It happens all the time: you work like crazy, put in extra hours, pitch great ideas, and then the sexy but dumb girl who sits across from you gets promoted instead. Life, as my third-grade teacher liked to warn us, is not fair.
There’s no such thing as a career that’s always going up. Even the greatest businessmen and businesswomen in the world have had to deal with less-than-stellar periods in their history. The ups are easy to handle. Everything has exclamation points. I got an amazing offer! I got a huge promotion! I scored a big raise!
But the downs are where we see what we’re really made of. I’ve had some major downs in my own career, most notably when the company I was working for a few years ago went bankrupt and I lost my job with a day’s notice. It was when the economy was at its worst, and many of my friends had lost their jobs as well. Although I was in a terrible situation, it was comforting to know that I wasn’t alone, and my friends and I were able to compare notes on interviews, job-search sites, and freelancing work.
A line from Ella Wheeler Wilcox’s famous poem “Solitude” comes to mind: “Laugh and the world laughs with you/Weep and you weep alone.” There are few things harder in life than being happy for someone when your own life is in the void. When someone is truly your friend and you care about them, you want to support them no matter what happens. But when people you can’t stand get promoted over you, it takes everything you’ve got not to blow up. Here are a couple of strategies to help you cope – and regroup.
- Remember that it’s not about you.
There’s no such thing as a career that goes according to the guidebook. What works for one person might totally crash and burn for another. Rather than fixating on one thing a colleague did that helped her get promoted, think about what you can do instead. Lightning rarely strikes in the same exact way twice. Case in point: when supermodel Claudia Schiffer was “discovered” by a talent scout at a nightclub in Dusseldorf, Germany, girls started flocking to the exact same club hoping to be noticed. But the model scout had already moved on. Rather than try to replicate someone else’s career path, focus on being yourself and playing to your own strengths.
- Reflect on the good as well as the bad.

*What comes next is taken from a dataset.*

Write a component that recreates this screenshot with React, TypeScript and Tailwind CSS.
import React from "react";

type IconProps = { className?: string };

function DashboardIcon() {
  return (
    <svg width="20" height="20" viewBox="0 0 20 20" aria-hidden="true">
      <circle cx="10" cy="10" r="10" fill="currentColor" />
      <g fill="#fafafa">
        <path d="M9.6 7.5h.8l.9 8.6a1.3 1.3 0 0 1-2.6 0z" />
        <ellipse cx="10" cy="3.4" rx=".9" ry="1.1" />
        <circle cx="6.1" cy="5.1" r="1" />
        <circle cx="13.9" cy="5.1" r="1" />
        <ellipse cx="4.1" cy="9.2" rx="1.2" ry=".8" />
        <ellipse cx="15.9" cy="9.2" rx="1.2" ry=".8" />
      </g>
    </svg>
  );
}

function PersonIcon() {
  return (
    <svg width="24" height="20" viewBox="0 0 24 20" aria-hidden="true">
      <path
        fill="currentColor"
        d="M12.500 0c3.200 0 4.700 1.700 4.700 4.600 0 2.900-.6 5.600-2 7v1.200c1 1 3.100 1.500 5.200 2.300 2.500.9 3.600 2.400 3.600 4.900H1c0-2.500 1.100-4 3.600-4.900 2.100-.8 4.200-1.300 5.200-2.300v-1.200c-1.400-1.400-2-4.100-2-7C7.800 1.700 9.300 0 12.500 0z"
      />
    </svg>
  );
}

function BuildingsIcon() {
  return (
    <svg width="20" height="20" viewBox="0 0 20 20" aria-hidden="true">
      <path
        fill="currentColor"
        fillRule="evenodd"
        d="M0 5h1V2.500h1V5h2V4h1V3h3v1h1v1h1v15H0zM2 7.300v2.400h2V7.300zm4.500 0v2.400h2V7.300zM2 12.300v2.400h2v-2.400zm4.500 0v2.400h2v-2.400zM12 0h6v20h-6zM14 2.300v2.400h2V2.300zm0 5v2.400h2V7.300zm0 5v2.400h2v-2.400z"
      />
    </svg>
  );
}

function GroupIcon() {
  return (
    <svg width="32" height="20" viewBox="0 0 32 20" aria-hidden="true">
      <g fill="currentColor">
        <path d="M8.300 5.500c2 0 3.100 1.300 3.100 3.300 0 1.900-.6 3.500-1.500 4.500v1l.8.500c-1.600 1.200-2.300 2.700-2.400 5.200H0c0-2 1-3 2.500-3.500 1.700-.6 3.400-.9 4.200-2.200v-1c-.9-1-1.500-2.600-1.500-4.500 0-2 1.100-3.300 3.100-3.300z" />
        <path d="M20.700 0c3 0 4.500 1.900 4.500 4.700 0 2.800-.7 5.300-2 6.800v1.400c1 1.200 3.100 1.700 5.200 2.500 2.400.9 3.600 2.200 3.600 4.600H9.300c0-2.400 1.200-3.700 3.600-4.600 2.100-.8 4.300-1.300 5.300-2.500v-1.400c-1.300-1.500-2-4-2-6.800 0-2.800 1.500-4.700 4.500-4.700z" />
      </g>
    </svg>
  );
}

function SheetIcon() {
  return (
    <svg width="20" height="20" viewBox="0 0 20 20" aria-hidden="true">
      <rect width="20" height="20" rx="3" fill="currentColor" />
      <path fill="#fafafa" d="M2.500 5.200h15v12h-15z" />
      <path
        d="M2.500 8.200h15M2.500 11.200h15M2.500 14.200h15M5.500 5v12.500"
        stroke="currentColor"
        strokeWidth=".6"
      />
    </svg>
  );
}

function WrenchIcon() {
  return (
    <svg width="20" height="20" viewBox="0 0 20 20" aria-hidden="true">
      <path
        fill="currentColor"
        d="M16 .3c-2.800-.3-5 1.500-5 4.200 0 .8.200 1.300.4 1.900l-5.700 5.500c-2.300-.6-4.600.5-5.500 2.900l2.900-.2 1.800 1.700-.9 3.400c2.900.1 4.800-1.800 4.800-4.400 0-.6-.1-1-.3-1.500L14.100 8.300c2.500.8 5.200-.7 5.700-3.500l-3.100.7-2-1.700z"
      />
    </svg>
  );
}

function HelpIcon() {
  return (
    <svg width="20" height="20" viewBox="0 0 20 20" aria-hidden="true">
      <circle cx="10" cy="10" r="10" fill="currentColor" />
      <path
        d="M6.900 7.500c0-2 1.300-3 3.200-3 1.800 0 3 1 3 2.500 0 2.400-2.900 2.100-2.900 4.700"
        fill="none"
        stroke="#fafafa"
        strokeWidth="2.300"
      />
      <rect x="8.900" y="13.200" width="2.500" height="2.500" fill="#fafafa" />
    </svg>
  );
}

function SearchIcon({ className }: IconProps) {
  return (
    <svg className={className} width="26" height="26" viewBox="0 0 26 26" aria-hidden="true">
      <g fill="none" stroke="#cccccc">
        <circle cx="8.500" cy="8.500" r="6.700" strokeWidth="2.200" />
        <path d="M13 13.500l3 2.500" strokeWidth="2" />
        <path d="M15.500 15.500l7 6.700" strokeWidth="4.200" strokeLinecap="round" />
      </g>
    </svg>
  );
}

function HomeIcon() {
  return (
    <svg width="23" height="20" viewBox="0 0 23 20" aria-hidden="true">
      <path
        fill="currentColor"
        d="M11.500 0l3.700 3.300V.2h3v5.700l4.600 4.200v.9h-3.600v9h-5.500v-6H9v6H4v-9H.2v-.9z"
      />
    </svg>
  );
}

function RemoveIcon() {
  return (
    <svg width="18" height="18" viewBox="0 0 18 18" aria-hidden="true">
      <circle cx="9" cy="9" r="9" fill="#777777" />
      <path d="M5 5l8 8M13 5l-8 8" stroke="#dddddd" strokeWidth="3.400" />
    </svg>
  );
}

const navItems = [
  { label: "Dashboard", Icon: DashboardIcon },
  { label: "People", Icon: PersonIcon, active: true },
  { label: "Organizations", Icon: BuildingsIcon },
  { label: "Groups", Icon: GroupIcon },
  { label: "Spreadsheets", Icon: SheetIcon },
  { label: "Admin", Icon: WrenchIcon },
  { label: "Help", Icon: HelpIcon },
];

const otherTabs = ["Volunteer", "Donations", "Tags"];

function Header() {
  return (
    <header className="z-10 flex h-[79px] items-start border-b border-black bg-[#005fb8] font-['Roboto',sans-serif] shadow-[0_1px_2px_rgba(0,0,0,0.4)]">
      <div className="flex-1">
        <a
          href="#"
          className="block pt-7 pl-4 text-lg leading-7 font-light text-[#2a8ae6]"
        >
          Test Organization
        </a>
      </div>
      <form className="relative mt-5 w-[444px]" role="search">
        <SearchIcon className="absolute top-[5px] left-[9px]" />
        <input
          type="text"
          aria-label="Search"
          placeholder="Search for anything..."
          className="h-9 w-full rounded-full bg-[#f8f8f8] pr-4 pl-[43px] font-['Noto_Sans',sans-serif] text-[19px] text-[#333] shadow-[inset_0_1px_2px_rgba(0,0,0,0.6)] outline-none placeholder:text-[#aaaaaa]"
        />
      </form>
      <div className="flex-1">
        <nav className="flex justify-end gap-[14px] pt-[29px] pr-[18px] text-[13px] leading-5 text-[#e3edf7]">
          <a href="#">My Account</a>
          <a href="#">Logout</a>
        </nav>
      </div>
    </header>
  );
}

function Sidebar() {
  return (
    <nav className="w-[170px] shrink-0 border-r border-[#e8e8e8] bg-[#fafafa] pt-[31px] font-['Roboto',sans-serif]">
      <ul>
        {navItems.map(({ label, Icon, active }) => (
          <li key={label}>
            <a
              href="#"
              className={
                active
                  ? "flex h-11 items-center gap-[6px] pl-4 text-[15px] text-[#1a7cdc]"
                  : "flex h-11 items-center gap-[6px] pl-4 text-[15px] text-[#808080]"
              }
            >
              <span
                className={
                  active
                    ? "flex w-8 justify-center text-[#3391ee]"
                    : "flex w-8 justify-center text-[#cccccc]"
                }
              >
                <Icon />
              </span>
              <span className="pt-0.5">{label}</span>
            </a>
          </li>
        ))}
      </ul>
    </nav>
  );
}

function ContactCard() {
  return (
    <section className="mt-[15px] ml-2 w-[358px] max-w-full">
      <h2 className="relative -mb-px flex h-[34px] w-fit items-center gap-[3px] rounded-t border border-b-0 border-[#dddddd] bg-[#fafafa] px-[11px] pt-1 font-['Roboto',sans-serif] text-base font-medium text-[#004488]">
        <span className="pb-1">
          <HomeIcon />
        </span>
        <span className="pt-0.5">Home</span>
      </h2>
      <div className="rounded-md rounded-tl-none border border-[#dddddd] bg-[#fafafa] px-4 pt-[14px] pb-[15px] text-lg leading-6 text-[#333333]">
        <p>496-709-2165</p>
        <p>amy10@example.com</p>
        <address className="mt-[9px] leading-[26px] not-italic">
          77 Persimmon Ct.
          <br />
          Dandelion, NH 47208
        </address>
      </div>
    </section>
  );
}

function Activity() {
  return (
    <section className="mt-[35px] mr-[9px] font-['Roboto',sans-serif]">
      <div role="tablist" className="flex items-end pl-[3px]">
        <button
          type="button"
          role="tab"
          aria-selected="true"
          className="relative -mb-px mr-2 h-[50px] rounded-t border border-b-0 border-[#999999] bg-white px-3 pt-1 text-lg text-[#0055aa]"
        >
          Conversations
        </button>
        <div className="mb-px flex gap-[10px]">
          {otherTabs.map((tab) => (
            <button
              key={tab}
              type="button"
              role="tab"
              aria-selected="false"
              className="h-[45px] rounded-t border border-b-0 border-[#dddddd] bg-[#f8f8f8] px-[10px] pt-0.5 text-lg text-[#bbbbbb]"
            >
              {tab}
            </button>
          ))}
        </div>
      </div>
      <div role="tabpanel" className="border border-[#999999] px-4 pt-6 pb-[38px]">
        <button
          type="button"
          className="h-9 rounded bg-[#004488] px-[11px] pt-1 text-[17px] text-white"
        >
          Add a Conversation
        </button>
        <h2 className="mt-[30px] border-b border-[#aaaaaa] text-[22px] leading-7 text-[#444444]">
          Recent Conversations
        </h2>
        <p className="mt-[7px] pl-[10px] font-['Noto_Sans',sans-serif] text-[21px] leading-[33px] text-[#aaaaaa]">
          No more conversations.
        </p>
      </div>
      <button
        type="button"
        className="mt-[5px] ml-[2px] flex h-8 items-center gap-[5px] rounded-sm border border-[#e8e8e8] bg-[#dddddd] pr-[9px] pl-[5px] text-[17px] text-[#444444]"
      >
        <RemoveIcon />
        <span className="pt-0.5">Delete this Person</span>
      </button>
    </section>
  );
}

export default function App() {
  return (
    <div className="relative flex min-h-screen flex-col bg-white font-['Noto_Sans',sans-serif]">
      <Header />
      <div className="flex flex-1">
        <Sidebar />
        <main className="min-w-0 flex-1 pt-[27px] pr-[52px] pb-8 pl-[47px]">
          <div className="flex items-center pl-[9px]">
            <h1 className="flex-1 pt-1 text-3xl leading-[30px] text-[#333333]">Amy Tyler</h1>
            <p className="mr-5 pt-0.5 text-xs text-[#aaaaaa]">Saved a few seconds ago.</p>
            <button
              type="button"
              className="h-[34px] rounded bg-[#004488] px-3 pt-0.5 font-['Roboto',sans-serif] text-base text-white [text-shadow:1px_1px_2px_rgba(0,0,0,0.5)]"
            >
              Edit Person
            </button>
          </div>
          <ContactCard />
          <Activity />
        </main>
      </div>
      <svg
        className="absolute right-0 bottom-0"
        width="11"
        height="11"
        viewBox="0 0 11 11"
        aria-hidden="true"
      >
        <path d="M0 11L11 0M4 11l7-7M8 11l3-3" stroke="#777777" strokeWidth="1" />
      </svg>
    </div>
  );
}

During my first job after college, I kept a journal. Though it wasn’t only about stuff I did at work, I did talk a lot about my job in the journal. Years later, when I was going through the rough patch following my company’s bankruptcy, I found my old journal and flipped through it. When I realized how far I’d come in just a few years and how much I’d grown since my first wet-behind-the-ears assistant job, it helped give me a new perspective on my career as a whole.

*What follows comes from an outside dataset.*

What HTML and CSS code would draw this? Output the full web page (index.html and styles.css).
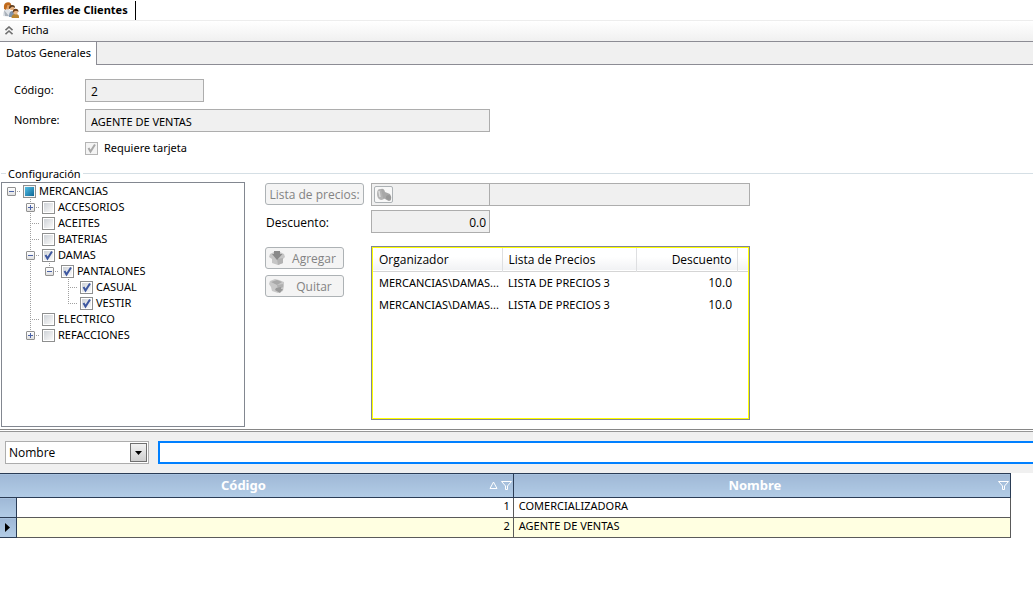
FILE: index.html
```html
<!DOCTYPE html>
<html lang="es">
<head>
<meta charset="utf-8">
<title>Perfiles de Clientes</title>
<link rel="stylesheet" href="styles.css">
</head>
<body>
<header class="titlebar">
  <svg class="app-icon" width="16" height="16" viewBox="0 0 16 16" aria-hidden="true">
    <path d="M0 14q0-7 4-7t4 5v3z" fill="#dfe3e8"/>
    <path d="M1 8l5 6-4 0z" fill="#a9b1ba"/>
    <ellipse cx="5" cy="4.500" rx="2.500" ry="3" fill="#e0a065"/>
    <path d="M1 7Q0 .5 5 .3 9 .5 8 4.500 6 2.500 4.500 3L3 8z" fill="#c06a1c"/>
    <path d="M6 15q0-6 3-6t3 6z" fill="#7f95ad"/>
    <circle cx="9" cy="6" r="2.300" fill="#e6b07c"/>
    <path d="M6 7q-.3-4 3-4t3 3Q9 4 8 5.500z" fill="#5d3d20"/>
    <path d="M8.500 16q0-4 4-4t3.500 4z" fill="#b98430"/>
    <circle cx="12.500" cy="10" r="2.400" fill="#eab785"/>
    <path d="M9.700 11q-.2-4.300 2.800-4.300T15.500 10Q13 8 11.500 9.200z" fill="#6d3f1a"/>
  </svg>
  <h1 class="title">Perfiles de Clientes</h1>
</header>
<div class="toolbar">
  <button class="collapse" type="button">
    <svg width="8" height="9" viewBox="0 0 8 9" aria-hidden="true"><path d="M.5 4.200L4 1l3.500 3.200M.5 8.200L4 5l3.500 3.200" fill="none" stroke="#707070" stroke-width="1.600"/></svg>
    Ficha
  </button>
</div>
<nav class="tabs"><button class="tab" type="button">Datos Generales</button></nav>
<main class="form">
  <div class="fields">
    <label for="codigo">Código:</label>
    <input class="box short" id="codigo" type="text" value="2" readonly>
    <label for="nombre">Nombre:</label>
    <input class="box caps" id="nombre" type="text" value="AGENTE DE VENTAS" readonly>
    <label class="card-check"><input class="check dim" type="checkbox" checked disabled>Requiere tarjeta</label>
  </div>
  <fieldset class="config">
    <legend>Configuración</legend>
    <div class="config-body">
      <ul class="tree">
        <li class="root">
          <div class="row"><button class="toggle" type="button" aria-label="Contraer"></button><label><input class="check mixed" type="checkbox">MERCANCIAS</label></div>
          <ul>
            <li><div class="row"><button class="toggle plus" type="button" aria-label="Expandir"></button><label><input class="check" type="checkbox">ACCESORIOS</label></div></li>
            <li><div class="row leaf"><label><input class="check" type="checkbox">ACEITES</label></div></li>
            <li><div class="row leaf"><label><input class="check" type="checkbox">BATERIAS</label></div></li>
            <li><div class="row"><button class="toggle" type="button" aria-label="Contraer"></button><label><input class="check" type="checkbox" checked>DAMAS</label></div>
              <ul>
                <li><div class="row"><button class="toggle" type="button" aria-label="Contraer"></button><label><input class="check" type="checkbox" checked>PANTALONES</label></div>
                  <ul>
                    <li><div class="row leaf"><label><input class="check" type="checkbox" checked>CASUAL</label></div></li>
                    <li><div class="row leaf"><label><input class="check" type="checkbox" checked>VESTIR</label></div></li>
                  </ul>
                </li>
              </ul>
            </li>
            <li><div class="row leaf"><label><input class="check" type="checkbox">ELECTRICO</label></div></li>
            <li><div class="row"><button class="toggle plus" type="button" aria-label="Expandir"></button><label><input class="check" type="checkbox">REFACCIONES</label></div></li>
          </ul>
        </li>
      </ul>
      <div class="prices">
        <button class="btn" type="button" disabled>Lista de precios:</button>
        <div class="lookup">
          <div class="lookup-code">
            <button class="find" type="button" disabled aria-label="Buscar">
              <svg width="16" height="14" viewBox="0 0 16 14" aria-hidden="true"><path d="M1 6q0-5 3-5 3-.5 4 3l1 5q-1 3-4 3-4-1-4-6z" fill="#b4b4b4"/><path d="M5 1q3-1 4 3l5 2q2 3 1 6-2 2-4 0L7 10z" fill="#a8a8a8"/><ellipse cx="12.500" cy="9.500" rx="2.500" ry="2.500" fill="#989898"/><path d="M3 3l1 6" stroke="#ddd" stroke-width="1.500"/></svg>
            </button>
            <input type="text" aria-label="Clave de lista" disabled>
          </div>
          <input class="lookup-name" type="text" aria-label="Nombre de lista" disabled>
        </div>
        <label for="descuento">Descuento:</label>
        <input class="box short num" id="descuento" type="text" value="0.0" readonly>
        <div class="actions">
          <button class="btn" type="button" disabled>
            <svg width="16" height="16" viewBox="0 0 16 16" aria-hidden="true"><path d="M1 4l4-2 3 3 3-3 4 2 1 3-2 2v4l-5 2-6-2V9L0 7z" fill="#c6c6c6"/><path d="M8 9l6-1v5l-5 2z" fill="#b2b2b2"/><path d="M5 1h6v3h2.500L8 10 3 4h2z" fill="#8a8a8a"/></svg>
            <span>Agregar</span>
          </button>
          <button class="btn" type="button" disabled>
            <svg width="16" height="16" viewBox="0 0 16 16" aria-hidden="true"><path d="M1 3l5-2 4 1 5 2 0 4-1 5-5 2-6-2-1-4L0 6z" fill="#c8c8c8"/><path d="M2 4l6-2 5 2-5 3z" fill="#a8a8a8"/><path d="M8 7l6-1v3l-5 3z" fill="#b0b0b0"/><path d="M7 10l5-1v2h2l-3 4-5-3z" fill="#999"/></svg>
            <span>Quitar</span>
          </button>
        </div>
        <div class="list">
          <table>
            <colgroup><col class="c-org"><col class="c-list"><col class="c-desc"><col></colgroup>
            <thead><tr><th>Organizador</th><th>Lista de Precios</th><th class="num">Descuento</th><td></td></tr></thead>
            <tbody>
              <tr><td class="caps">MERCANCIAS\DAMAS...</td><td class="caps">LISTA DE PRECIOS 3</td><td class="num">10.0</td><td></td></tr>
              <tr><td class="caps">MERCANCIAS\DAMAS...</td><td class="caps">LISTA DE PRECIOS 3</td><td class="num">10.0</td><td></td></tr>
            </tbody>
          </table>
        </div>
      </div>
    </div>
  </fieldset>
</main>
<section class="search">
  <div class="combo">
    <select aria-label="Buscar por"><option>Nombre</option></select>
    <span class="arrow"><svg width="7" height="4" viewBox="0 0 7 4" aria-hidden="true"><path d="M0 0h7L3.500 4z"/></svg></span>
  </div>
  <input class="query" type="text" aria-label="Texto a buscar">
</section>
<table class="grid">
  <colgroup><col class="c-mark"><col><col></colgroup>
  <thead>
    <tr>
      <th colspan="2"><div class="head"><span>Código</span>
        <svg width="9" height="8" viewBox="0 0 9 8" aria-hidden="true"><path d="M1 7.500L4.500 1 8 7.500z" fill="none" stroke="#fff"/></svg>
        <svg width="11" height="9" viewBox="0 0 11 9" aria-hidden="true"><path d="M.5.5h10L6.500 5v3.500h-2V5z" fill="none" stroke="#fff"/></svg></div></th>
      <th><div class="head"><span>Nombre</span>
        <svg width="11" height="9" viewBox="0 0 11 9" aria-hidden="true"><path d="M.5.5h10L6.500 5v3.500h-2V5z" fill="none" stroke="#fff"/></svg></div></th>
    </tr>
  </thead>
  <tbody>
    <tr><td class="mark"></td><td class="num">1</td><td>COMERCIALIZADORA</td></tr>
    <tr class="current"><td class="mark"><svg width="5" height="9" viewBox="0 0 5 9" aria-hidden="true"><path d="M0 0l5 4.500L0 9z"/></svg></td><td class="num">2</td><td>AGENTE DE VENTAS</td></tr>
  </tbody>
</table>
</body>
</html>
```
FILE: styles.css
```css
* { box-sizing: border-box; }
body, h1, ul, fieldset { margin: 0; padding: 0; }
body {
  background: #fff;
  color: #000;
  font: 11px/16px "Noto Sans", sans-serif;
}
button, input, select { font: inherit; color: inherit; margin: 0; padding: 0; border: 0; background: none; border-radius: 0; outline: 0; }
svg { display: block; flex: none; }
ul { list-style: none; }
.num { text-align: right; }

.titlebar { display: flex; align-items: center; height: 20px; padding-left: 3px; gap: 4px; }
.title { font: bold 11px/18px "Noto Sans", sans-serif; padding: 0 7px 1px 0; border-right: 1px solid #000; }
.toolbar { height: 21px; padding-left: 5px; background: linear-gradient(#fff, #f0f0f0); border-top: 1px solid #ededed; }
.collapse { display: flex; align-items: center; gap: 9px; height: 18px; }
.tabs { display: flex; height: 24px; background: #f0f0f0; border-top: 1px solid #8c8c94; border-bottom: 1px solid #8c8c94; }
.tab { height: 23px; padding: 0 5px 2px 6px; background: #fff; border-right: 1px solid #8c8c94; }

.fields { display: grid; grid-template-columns: 71px 405px; row-gap: 7px; align-items: center; padding: 14px 0 0 14px; }
.fields > label { padding-bottom: 2px; }
.box { height: 23px; padding: 2px 5px 0; background: #f0f0f0; border: 1px solid #adadad; font: 12px "Open Sans", sans-serif; }
.box.short { width: 119px; }
.box.num { padding-right: 3px; }
.box.caps { font: 11px "Noto Sans", sans-serif; }
.fields .card-check { grid-column: 2; display: flex; align-items: center; gap: 6px; padding: 0; line-height: 18px; }
.check {
  appearance: none; flex: none; width: 13px; height: 13px; border: 1px solid #8e8f8f;
  background: linear-gradient(135deg, #cfd3d8, #fafafa) content-box #f4f4f4; padding: 1px;
}
.check:checked {
  background: url("data:image/svg+xml,%3Csvg xmlns='http://www.w3.org/2000/svg' width='11' height='11'%3E%3Cpath d='M2.500 5l2 3.500L9 1.500' fill='none' stroke='%233d57a0' stroke-width='2'/%3E%3C/svg%3E") border-box center no-repeat, linear-gradient(135deg, #cfd3d8, #fafafa) content-box #f4f4f4;
}
.check.dim { border-color: #b4b4b4; background: url("data:image/svg+xml,%3Csvg xmlns='http://www.w3.org/2000/svg' width='11' height='11'%3E%3Cpath d='M2.500 5l2 3.500L9 1.500' fill='none' stroke='%23a8a8a8' stroke-width='2'/%3E%3C/svg%3E") border-box center no-repeat #f4f4f4; }
.check.mixed { background: linear-gradient(135deg, #54bfe6, #0d6796) center / 9px 9px no-repeat #f4f4f4; }

.config { border: 0; border-top: 1px solid #d5dfe5; margin: 8px 0 0 1px; }
.config legend { margin-left: 5px; padding: 0 2px; line-height: 17px; }
.config-body { display: flex; gap: 20px; }
.tree { width: 244px; height: 245px; border: 1px solid #828790; padding-left: 1px; }
.tree ul { margin-left: 19px; }
.tree li { background: repeating-linear-gradient(#a0a0a0 0 1px, #fff 1px 2px) 8px 0 / 1px 100% no-repeat; }
.tree li:last-child { background-size: 1px 8px; }
.tree .root { background: none; }
.row { display: flex; align-items: center; height: 16px; padding-left: 4px; background: repeating-linear-gradient(90deg, #a0a0a0 0 1px, #fff 1px 2px) 8px 8px / 10px 1px no-repeat; }
.row.leaf { padding-left: 20px; }
.row label { display: flex; align-items: center; gap: 3px; }
.toggle {
  width: 9px; height: 9px; margin-right: 7px; border: 1px solid #919191; border-radius: 1px;
  background: linear-gradient(#4b63a7, #4b63a7) center / 5px 1px no-repeat, linear-gradient(#fff, #e0e0e0);
}
.toggle.plus { background: linear-gradient(#4b63a7, #4b63a7) center / 5px 1px no-repeat, linear-gradient(#4b63a7, #4b63a7) center / 1px 5px no-repeat, linear-gradient(#fff, #e0e0e0); }

.prices { display: grid; grid-template-columns: 99px 379px; grid-template-rows: 23px 23px 183px; gap: 4px 7px; align-content: start; padding-top: 1px; }
.prices > label { align-self: center; padding: 2px 0 0 1px; font: 12px/16px "Open Sans", sans-serif; }
.btn { display: flex; align-items: center; justify-content: center; height: 22px; border: 1px solid #adb2b5; border-radius: 3px; background: #f4f4f4; color: #838383; font: 12px "Open Sans", sans-serif; }
.lookup { display: flex; height: 23px; background: #f0f0f0; border: 1px solid #adadad; }
.lookup-code { display: flex; align-items: center; width: 118px; padding-left: 2px; border-right: 1px solid #adadad; }
.lookup-code input, .lookup-name { flex: 1; min-width: 0; }
.find { display: grid; place-items: center; width: 19px; height: 17px; border: 1px solid #adb2b5; border-radius: 2px; background: #f8f8f8; }
.actions { display: flex; flex-direction: column; gap: 6px; width: 79px; padding-top: 10px; }
.actions .btn { justify-content: start; padding-left: 3px; }
.actions span { flex: 1; text-align: center; }
.list { height: 174px; margin-top: 9px; border: 1px solid #828790; box-shadow: inset 0 0 0 1px #ff0; padding: 1px; }
.list table { width: 100%; table-layout: fixed; border-collapse: collapse; font: 12px/18px "Open Sans", sans-serif; }
.list .caps { font: 11px/18px "Noto Sans", sans-serif; }
.c-org { width: 129px; }
.c-list { width: 134px; }
.c-desc { width: 101px; }
.list thead tr { height: 23px; background: linear-gradient(#fff 40%, #f1f2f4); border-bottom: 1px solid #d5d5d5; }
.list th { font-weight: 400; border-right: 1px solid #dedfe1; text-align: left; }
.list th.num { text-align: right; }
.list th, .list td { padding: 2px 0 0 6px; white-space: nowrap; }
.list .num { padding-right: 5px; }
.list tbody tr { height: 22px; }

.search { display: flex; gap: 9px; height: 44px; margin-top: 2px; padding: 12px 0 0 5px; background: linear-gradient(#868686 0 1px, #fff 1px 2px, #969696 2px 3px, #f0f0f0 3px); }
.combo { display: flex; width: 144px; height: 23px; padding: 1px; border: 1px solid #adadad; background: #fff; }
.combo select { appearance: none; flex: 1; min-width: 0; padding-left: 2px; font: 12px "Open Sans", sans-serif; }
.arrow { display: grid; place-items: center; width: 17px; border: 1px solid #707070; background: linear-gradient(#f2f2f2, #cfcfcf); }
.query { flex: 1; min-width: 0; height: 23px; padding: 0 4px; border: 2px solid #0080ff; border-right: 0; background: #fff; }

.grid { width: calc(100% - 22px); table-layout: fixed; border-collapse: collapse; }
.grid th, .grid td { padding: 0 3px 3px 5px; border: 1px solid #5a5a5a; height: 20px; }
.grid th { height: 24px; padding: 0 1px 1px; background: linear-gradient(#9fb8d6, #b2cce6); border-color: #2a3c55; color: #fff; font: bold 13px "Noto Sans", sans-serif; }
.grid th:first-child, .grid td:first-child { border-left: 0; }
.c-mark { width: 16px; }
.head { display: flex; align-items: center; gap: 3px; }
.head span { flex: 1; }
.grid .mark { padding: 0 0 0 5px; background: linear-gradient(#9fb8d6, #b2cce6); border-color: #2a3c55; }
.current { background: #ffffe1; }
```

- Take the time to try something new.
If you’re feeling frustrated or trapped by your job, this is a good time to branch out. Are you mad about the promotion, or about the fact that you’re stuck? Some soul-searching about where you are now and where you want to be might be the thing that finally inspires you to go back to graduate school, take a pay cut in exchange for switching into a new industry you’re much more passionate about, or relocate. You cannot wait around hoping that somebody notices you – instead, go be awesome and take care of yourself.
- Focus on the positive non-work things going on in your life.
A difficult time at work can sometimes be a blessing. It wasn’t until I lost my job that I realized what a strong and supportive friend network I had – my next gig ended up coming through a friend’s recommendation, not a recruiter or a job ad. For one close friend, her husband’s layoff actually made their marriage stronger as they both worked to get through the tough time. In my case, unemployment also taught me a harsh lesson – some of my “friends” in the industry stopped calling because I wasn’t useful to them anymore. In the long run, I was glad to know which relationships in my life weren’t legit, but it sucked to have to learn it that way.